For the 2016 suite we have retained Grand Theft Auto V, Battlefield 4, and of course, Crysis 3. Joining these games are 6 new games: Rise of the Tomb Raider, DiRT Rally, Ashes of the Singularity, The Witcher 3, The Division, and the 2016 rendition of Hitman.
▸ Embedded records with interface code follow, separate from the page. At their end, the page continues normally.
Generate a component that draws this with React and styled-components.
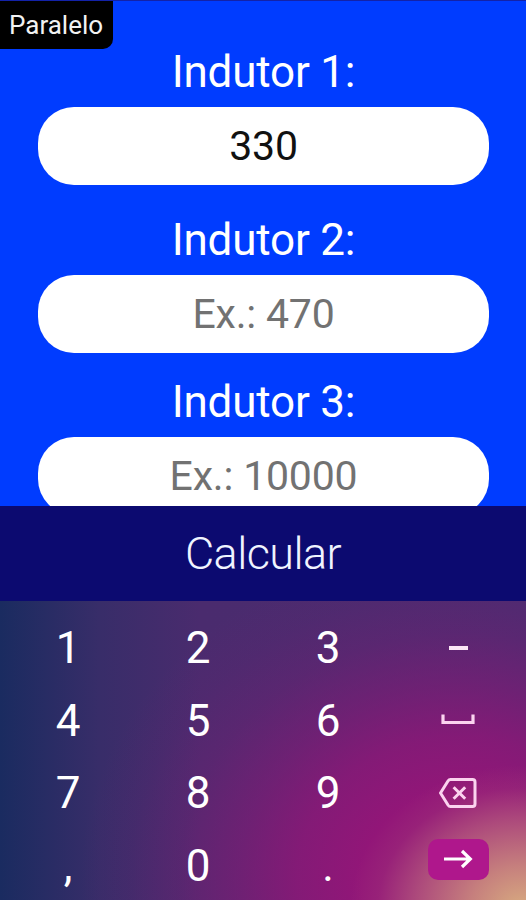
import React from 'react';
import styled, { createGlobalStyle } from 'styled-components';

const fields = [
  { label: 'Indutor 1:', value: '330', gap: 28 },
  { label: 'Indutor 2:', placeholder: 'Ex.: 470', gap: 22 },
  { label: 'Indutor 3:', placeholder: 'Ex.: 10000', gap: 0 },
];

const App = () => {
  return (
    <Screen>
      <GlobalStyle />

      <Form>
        <Mode>Paralelo</Mode>
        {fields.map((field) => (
          <Field key={field.label} $gap={field.gap}>
            <Label>{field.label}</Label>
            <Input
              type='text'
              defaultValue={field.value}
              placeholder={field.placeholder}
            />
          </Field>
        ))}
      </Form>

      <Calculate>Calcular</Calculate>

      <Keyboard>
        <Key>1</Key>
        <Key>2</Key>
        <Key>3</Key>
        <Key>
          <Minus />
        </Key>

        <Key>4</Key>
        <Key>5</Key>
        <Key>6</Key>
        <Key $lift={2}>
          <SpaceIcon />
        </Key>

        <Key>7</Key>
        <Key>8</Key>
        <Key>9</Key>
        <Key $lift={1}>
          <BackspaceIcon />
        </Key>

        <Key>,</Key>
        <Key>0</Key>
        <Key>.</Key>
        <Key $lift={13}>
          <Enter>
            <ArrowIcon />
          </Enter>
        </Key>
      </Keyboard>
    </Screen>
  );
};

const SpaceIcon = () => (
  <svg width='34' height='11' viewBox='0 0 34 11' fill='none'>
    <path d='M2 0.5V8.5H32V0.5' stroke='#fbd3ef' strokeWidth='3.2' />
  </svg>
);

const BackspaceIcon = () => (
  <svg width='38' height='30' viewBox='0 0 38 30' fill='none'>
    <path
      d='M11.5 1.5H33.5Q36 1.5 36 4V26Q36 28.5 33.5 28.5H11.5Q10 28.5 9 27L1.5 15L9 3Q10 1.5 11.5 1.5Z'
      stroke='#fbd3ef'
      strokeWidth='3'
      strokeLinejoin='round'
    />
    <path
      d='M14.6 9.2L26.2 20.8M26.2 9.2L14.6 20.8'
      stroke='#fbd3ef'
      strokeWidth='3'
    />
  </svg>
);

const ArrowIcon = () => (
  <svg width='30' height='20' viewBox='0 0 30 20' fill='none'>
    <path
      d='M1 10H27M19 2L27.3 10L19 18'
      stroke='#fff'
      strokeWidth='3.2'
    />
  </svg>
);

const GlobalStyle = createGlobalStyle`
  * {
    box-sizing: border-box;
  }

  body {
    margin: 0;
    font-family: Roboto, sans-serif;
  }
`;

const Screen = styled.div`
  display: flex;
  flex-direction: column;
  width: 526px;
  height: 900px;
  overflow: hidden;
`;

const Form = styled.div`
  position: relative;
  flex: 0 0 506px;
  padding: 44px 37px 0 38px;
  overflow: hidden;
  background-color: #003cff;
  border-top: 1px solid #1322a8;
`;

const Mode = styled.div`
  position: absolute;
  top: -1px;
  left: 0;
  width: 113px;
  height: 49px;
  padding-left: 9px;
  line-height: 50px;
  font-size: 26px;
  color: #f2f2f2;
  background-color: #000;
  border-bottom-right-radius: 10px;
`;

const Field = styled.div`
  display: flex;
  flex-direction: column;
  margin-bottom: ${(props) => props.$gap}px;
`;

const Label = styled.label`
  height: 62px;
  line-height: 54px;
  font-size: 44px;
  letter-spacing: -0.2px;
  text-align: center;
  color: #fff;
`;

const Input = styled.input`
  width: 100%;
  height: 78px;
  padding: 0;
  border: none;
  border-radius: 36px;
  background-color: #fff;
  font-family: inherit;
  font-size: 41px;
  letter-spacing: -0.2px;
  text-align: center;
  color: #111;

  &::placeholder {
    color: #727272;
  }

  &:focus {
    outline: none;
  }
`;

const Calculate = styled.button`
  flex: 0 0 95px;
  padding: 0;
  border: none;
  background-color: #0c0a70;
  font-family: inherit;
  font-size: 45px;
  font-weight: 300;
  letter-spacing: -0.6px;
  color: #f0f4ff;
`;

const Keyboard = styled.div`
  display: grid;
  grid-template-columns: repeat(4, 130px);
  grid-template-rows: repeat(4, 72.5px);
  flex: 0 0 299px;
  padding: 11px 3px 0;
  background: radial-gradient(
      172px 144px at 522px 308px,
      #d8ac80 0%,
      rgba(205, 142, 126, 0.88) 30%,
      rgba(190, 108, 126, 0.6) 62%,
      rgba(165, 60, 122, 0.3) 84%,
      rgba(146, 22, 120, 0) 100%
    ),
    radial-gradient(
      380px 334px at 460px 279px,
      rgb(146, 22, 120) 26%,
      rgba(146, 22, 120, 0.8) 43%,
      rgba(146, 22, 120, 0.5) 58%,
      rgba(146, 22, 120, 0.22) 74%,
      rgba(146, 22, 120, 0.08) 87%,
      rgba(146, 22, 120, 0) 100%
    ),
    linear-gradient(
      90deg,
      #1a2b60 0px,
      #382d69 100px,
      #4a2b6e 200px,
      #4a2c70 526px
    );
`;

const Key = styled.div`
  display: flex;
  justify-content: center;
  align-items: center;
  padding-bottom: ${(props) => props.$lift || 0}px;
  font-size: 44px;
  color: #fff;
`;

const Minus = styled.span`
  width: 19px;
  height: 4px;
  background-color: #fbe6f6;
`;

const Enter = styled.div`
  display: flex;
  justify-content: center;
  align-items: center;
  width: 61px;
  height: 41px;
  border-radius: 10px;
  background-color: #af178c;
`;

export default App;
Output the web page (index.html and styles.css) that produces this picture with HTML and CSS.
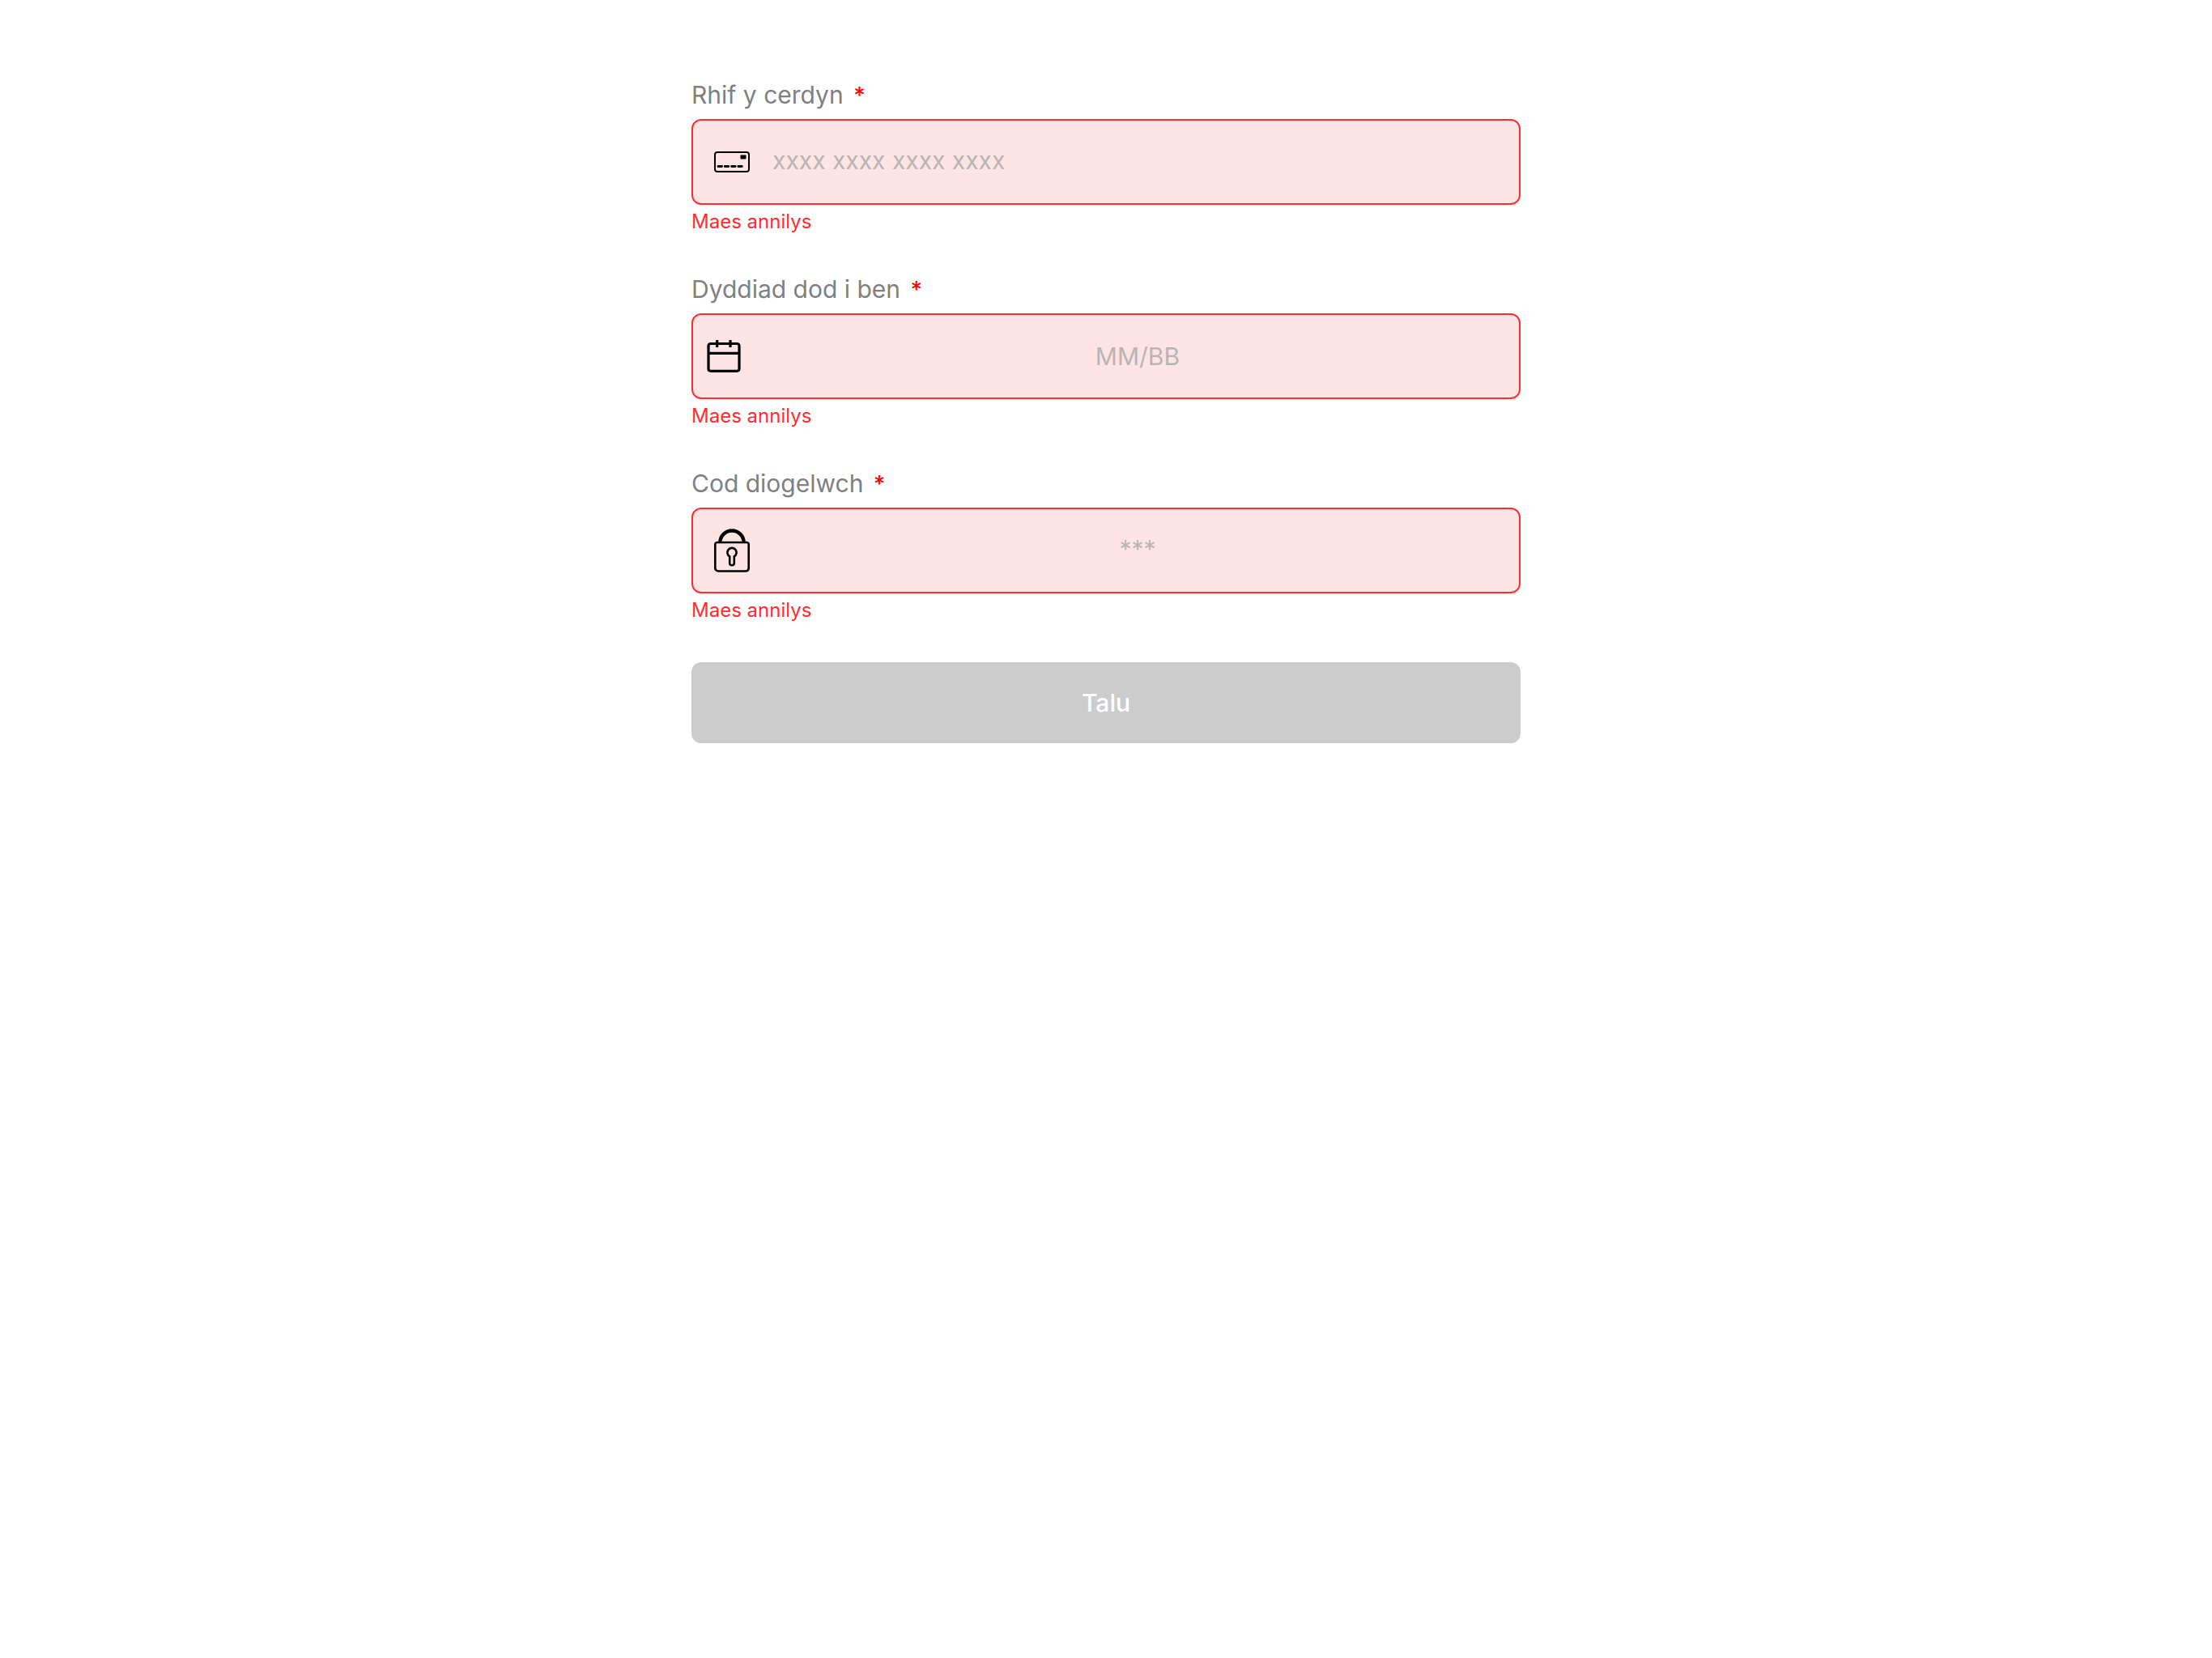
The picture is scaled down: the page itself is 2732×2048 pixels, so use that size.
FILE: index.html
```html
<!DOCTYPE html>
<html lang="cy">
<head>
<meta charset="utf-8">
<meta name="viewport" content="width=device-width, initial-scale=1">
<title>Talu</title>
<link rel="stylesheet" href="styles.css">
</head>
<body>
<form class="payment">
  <div class="field">
    <label class="field-label" for="card-number">Rhif y cerdyn <span class="required">*</span></label>
    <div class="field-box">
      <span class="field-icon">
        <svg width="44" height="26" viewBox="0 0 44 26" aria-hidden="true">
          <rect x="1" y="1" width="42" height="24" rx="3" fill="none" stroke="#000" stroke-width="2"/>
          <rect x="32.5" y="4.5" width="7" height="5" rx=".8"/>
          <path d="M5 18.500h4.500M13.300 18.500h4.500M21.600 18.500h4.500M29.800 18.500h4.500" stroke="#000" stroke-width="2.800" stroke-linecap="round"/>
        </svg>
      </span>
      <input class="field-input field-input-raised" id="card-number" type="text" inputmode="numeric" placeholder="xxxx xxxx xxxx xxxx" aria-invalid="true" aria-describedby="card-number-error">
    </div>
    <p class="field-error" id="card-number-error">Maes annilys</p>
  </div>
  <div class="field">
    <label class="field-label" for="expiry">Dyddiad dod i ben <span class="required">*</span></label>
    <div class="field-box">
      <span class="field-icon field-icon-date">
        <svg width="42" height="40" viewBox="0 0 42 40" aria-hidden="true">
          <path d="M5 4.500h32q3 0 3 3v28q0 2.800-3 2.800H5q-3 0-3-2.800V7.500q0-3 3-3zM2 16.300h38M12.700 0v9M29 0v9" fill="none" stroke="#000" stroke-width="3.200"/>
        </svg>
      </span>
      <input class="field-input field-input-centered" id="expiry" type="text" inputmode="numeric" placeholder="MM/BB" aria-invalid="true" aria-describedby="expiry-error">
    </div>
    <p class="field-error" id="expiry-error">Maes annilys</p>
  </div>
  <div class="field">
    <label class="field-label" for="security-code">Cod diogelwch <span class="required">*</span></label>
    <div class="field-box">
      <span class="field-icon">
        <svg width="44" height="54" viewBox="0 0 44 54" fill="none" stroke="#000" aria-hidden="true">
          <path d="M7.200 17C7.700 8.500 14 2.500 22 2.500S36.300 8.500 36.800 17" stroke-width="4.400"/>
          <path d="M4 17h36q2.700 0 2.700 2.700v28.500q0 4.300-4.300 4.300H5.600q-4.300 0-4.300-4.300V19.700Q1.300 17 4 17z" stroke-width="2.600"/>
          <path d="M19.200 34.300a5.600 5.600 0 1 1 5.600 0V42.500a2.800 2.800 0 0 1-5.600 0z" stroke-width="2.600"/>
        </svg>
      </span>
      <input class="field-input field-input-centered field-input-raised" id="security-code" type="text" inputmode="numeric" placeholder="***" aria-invalid="true" aria-describedby="security-code-error">
    </div>
    <p class="field-error" id="security-code-error">Maes annilys</p>
  </div>
  <button class="pay-button" type="submit" disabled>Talu</button>
</form>
</body>
</html>
```
FILE: styles.css
```css
*, *::before, *::after {
  box-sizing: border-box;
}

body {
  margin: 0;
  padding: 98px 32px;
  background: #fff;
  font-family: Inter, "Liberation Sans", sans-serif;
  font-size: 30px;
}

.payment {
  display: flex;
  flex-direction: column;
  gap: 47px;
  max-width: 1024px;
  margin: 0 auto;
}

.field {
  display: flex;
  flex-direction: column;
}

.field-label {
  margin-bottom: 11px;
  line-height: 38px;
  color: #808080;
}

.required {
  margin-left: 4px;
  font-size: 28px;
  line-height: 1;
  font-weight: 500;
  color: #f00;
}

.field-box {
  display: flex;
  align-items: stretch;
  min-height: 106px;
  border: 2px solid #ff2d2d;
  border-radius: 12px;
  background: #ffe4e5;
  overflow: hidden;
}

.field-icon {
  display: flex;
  align-items: center;
  flex: 0 0 78px;
  padding-left: 26px;
}

.field-icon-date {
  padding-left: 17px;
}

.field-input {
  flex: 1;
  min-width: 0;
  padding: 0 20px;
  border: 0;
  outline: 0;
  background: transparent;
  color: #000;
  font: inherit;
}

.field-input::placeholder {
  color: #b8b5b5;
  opacity: 1;
}

.field-input-centered {
  text-align: center;
}

.field-input-raised {
  padding-bottom: 4px;
}

.field-error {
  margin: 4px 0 0;
  font-size: 24px;
  line-height: 34px;
  color: #ff2d2d;
}

.pay-button {
  min-height: 100px;
  border: 0;
  border-radius: 12px;
  background: #ccc;
  color: #fff;
  font: inherit;
  font-weight: 500;
}
```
AnandTech GPU Bench 2016 Game List
Game Genre API(s)
Rise of the Tomb Raider Action DX11
DiRT Rally Racing DX11
Ashes of the Singularity RTS DX12
Battlefield 4 FPS DX11
Crysis 3 FPS DX11
The Witcher 3 RPG DX11
The Division FPS DX11
Grand Theft Auto V Action/Open World DX11
Hitman (2016) Action/Stealth DX11 + DX12

As was the case in 2015, the API used will be based on the best API available for a given card. Rise of the Tomb Raider and Hitman both support DirectX 11 + DirectX 12; in the case of Tomb Raider the DX12 path was until last week a regression – a new patch changed things too late for this article – and meanwhile the best API for Hitman depends on whether we’re looking at an AMD or NVIDIA card. For now Tomb Raider is benchmarked using DX11 and Hitman on both DX11 and DX12. Meanwhile Ashes of the Singularity is essentially tailor made for DirectX 12, as the first DX12 game to be designed for it as opposed to porting over a DX11 engine, so it is being run under DX12 at all times.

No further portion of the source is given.